BEGIN Data segment

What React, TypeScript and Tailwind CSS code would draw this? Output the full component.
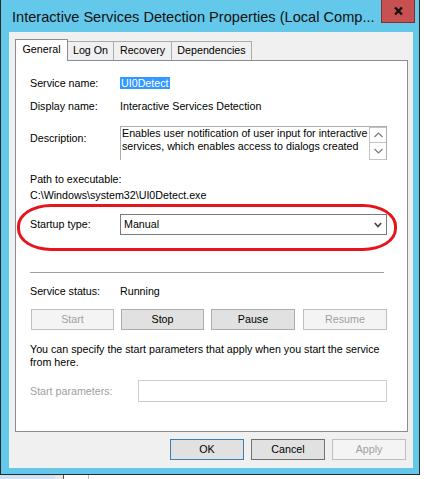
const BTN = 'flex h-[21px] items-center justify-center border text-[10.7px] leading-[13px]'

function Label({ children, muted }: { children: React.ReactNode; muted?: boolean }) {
  return (
    <div className={`w-[90px] shrink-0 leading-[13px] ${muted ? 'text-[#a0a0a0]' : 'text-black'}`}>
      {children}
    </div>
  )
}

function Chevron({ dir }: { dir: 'up' | 'down' }) {
  return (
    <svg width="9" height="6" viewBox="0 0 9 6" className="block">
      <polyline
        points={dir === 'up' ? '0.5,5 4.5,1 8.5,5' : '0.5,1 4.5,5 8.5,1'}
        fill="none"
        stroke="#7a7a7a"
        strokeWidth="1.2"
      />
    </svg>
  )
}

export default function App() {
  return (
    <div className="relative h-[479px] w-[424px] overflow-hidden bg-white font-['Liberation_Sans',Arial,sans-serif] text-[10.7px] text-black">
      <div className="flex h-[475px] w-[420px] flex-col border-x border-b border-[#2a2a2a] bg-[#63c8ea]">
        {/* title bar */}
        <div className="flex h-[32px] shrink-0 items-start justify-between pl-[11px] pr-[4px]">
          <div className="mt-[7px] whitespace-nowrap text-[14.6px] leading-[20px] text-[#111]">
            Interactive Services Detection Properties (Local Comp...
          </div>
          <div className="flex h-[23px] w-[34px] items-center justify-center border border-[#7d3030] border-t-0 bg-[#c75050]">
            <svg width="9" height="8" viewBox="0 0 9 8">
              <path d="M1 0.5 L8 7.5 M8 0.5 L1 7.5" stroke="#111" strokeWidth="2.3" />
            </svg>
          </div>
        </div>

        {/* client area */}
        <div className="ml-[8px] flex h-[436px] w-[404px] flex-col bg-[#f0f0f0] pl-[6px] pr-[6px] pt-[7px]">
          {/* tabs */}
          <div className="flex items-end">
            <div className="relative z-10 -mb-px h-[22px] w-[53px] border border-b-0 border-[#898c95] bg-white pt-[3px] text-center leading-[13px]">
              General
            </div>
            <div className="h-[19px] w-[46px] border-r border-t border-[#acacac] bg-[#f0f0f0] pt-[2px] text-center leading-[13px]">
              Log On
            </div>
            <div className="h-[19px] w-[58px] border-r border-t border-[#acacac] bg-[#f0f0f0] pt-[2px] text-center leading-[13px]">
              Recovery
            </div>
            <div className="h-[19px] w-[80px] border-r border-t border-[#acacac] bg-[#f0f0f0] pt-[2px] text-center leading-[13px]">
              Dependencies
            </div>
          </div>

          {/* panel */}
          <div className="relative h-[372px] w-[393px] border border-[#898c95] bg-white pl-[14px] pt-[16px]">
            <div className="flex h-[13px]">
              <Label>Service name:</Label>
              <span className="h-[12px] bg-[#3399ff] px-px leading-[12px] text-white">UI0Detect</span>
            </div>

            <div className="mt-[10px] flex h-[13px]">
              <Label>Display name:</Label>
              <span className="leading-[13px]">Interactive Services Detection</span>
            </div>

            <div className="mt-[13px] flex h-[34px]">
              <div className="pt-[6px]">
                <Label>Description:</Label>
              </div>
              <div className="flex h-[34px] w-[267px] border-x border-t border-[#abadb3]">
                <div className="flex-1 overflow-hidden whitespace-nowrap pl-px leading-[13px]">
                  Enables user notification of user input for interactive
                  <br />
                  services, which enables access to dialogs created
                </div>
                <div className="flex w-[17px] flex-col">
                  <div className="flex h-[16px] items-center justify-center border border-[#c3c3c3] border-r-0">
                    <Chevron dir="up" />
                  </div>
                  <div className="flex h-[17px] items-center justify-center border border-[#c3c3c3] border-r-0 border-t-0">
                    <Chevron dir="down" />
                  </div>
                </div>
              </div>
            </div>

            <div className="mt-[13px] h-[13px] leading-[13px]">Path to executable:</div>
            <div className="mt-[3px] h-[13px] leading-[13px]">C:\Windows\system32\UI0Detect.exe</div>

            <div className="mt-[12px] flex h-[21px] items-center">
              <Label>Startup type:</Label>
              <div className="flex h-[21px] w-[267px] items-center justify-between border border-[#7a7a7a] bg-white pl-[3px] pr-[4px]">
                <span className="leading-[13px]">Manual</span>
                <svg width="8" height="6" viewBox="0 0 8 6">
                  <polyline points="0.8,1 4,4.5 7.2,1" fill="none" stroke="#444" strokeWidth="1.6" />
                </svg>
              </div>
            </div>

            <div className="mt-[37px] h-px w-[354px] bg-[#a0a0a0]" />

            <div className="mt-[12px] flex h-[13px]">
              <Label>Service status:</Label>
              <span className="leading-[13px]">Running</span>
            </div>

            <div className="ml-px mt-[11px] flex gap-[7px]">
              <div className={`${BTN} w-[83px] border-[#bfbfbf] bg-[#f4f4f4] text-[#a0a0a0]`}>Start</div>
              <div className={`${BTN} w-[83px] border-[#adadad] bg-[#e1e1e1]`}>Stop</div>
              <div className={`${BTN} w-[84px] border-[#adadad] bg-[#e1e1e1]`}>Pause</div>
              <div className={`${BTN} ml-px w-[84px] border-[#bfbfbf] bg-[#f4f4f4] text-[#a0a0a0]`}>Resume</div>
            </div>

            <p className="mt-[13px] whitespace-nowrap leading-[13px]">
              You can specify the start parameters that apply when you start the service
              <br />
              from here.
            </p>

            <div className="mt-[11px] flex h-[22px] items-center">
              <div className="w-[108px] leading-[13px] text-[#a0a0a0]">Start parameters:</div>
              <div className="h-[22px] w-[249px] border border-[#cccdcf] bg-white" />
            </div>

            {/* red annotation */}
            <div className="absolute left-px top-[143px] h-[47px] w-[380px] rounded-[34px/22px] border-[3px] border-[#e8141c]" />
          </div>

          {/* dialog buttons */}
          <div className="mt-[7px] flex justify-end gap-[7px] pr-px">
            <div className={`${BTN} w-[74px] border-[#3c7fb1] bg-[#e1e1e1]`}>OK</div>
            <div className={`${BTN} w-[74px] border-[#707070] bg-[#e1e1e1]`}>Cancel</div>
            <div className={`${BTN} w-[74px] border-[#bfbfbf] bg-[#f4f4f4] text-[#a0a0a0]`}>Apply</div>
          </div>
        </div>
      </div>

      {/* strip below the window */}
      <div className="flex h-[4px]">
        <div className="w-[55px] bg-[#cfe3f4]" />
        <div className="w-[8px] bg-[#e8e8e8]" />
        <div className="w-px bg-[#555]" />
        <div className="w-[24px] bg-white" />
        <div className="w-px bg-[#bbb]" />
      </div>
    </div>
  )
}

END Data segment

Each line above that holds the string "React" should be copied and shown.

What React, TypeScript and Tailwind CSS code would draw this? Output the full component.
function Label({ children, muted }: { children: React.ReactNode; muted?: boolean }) {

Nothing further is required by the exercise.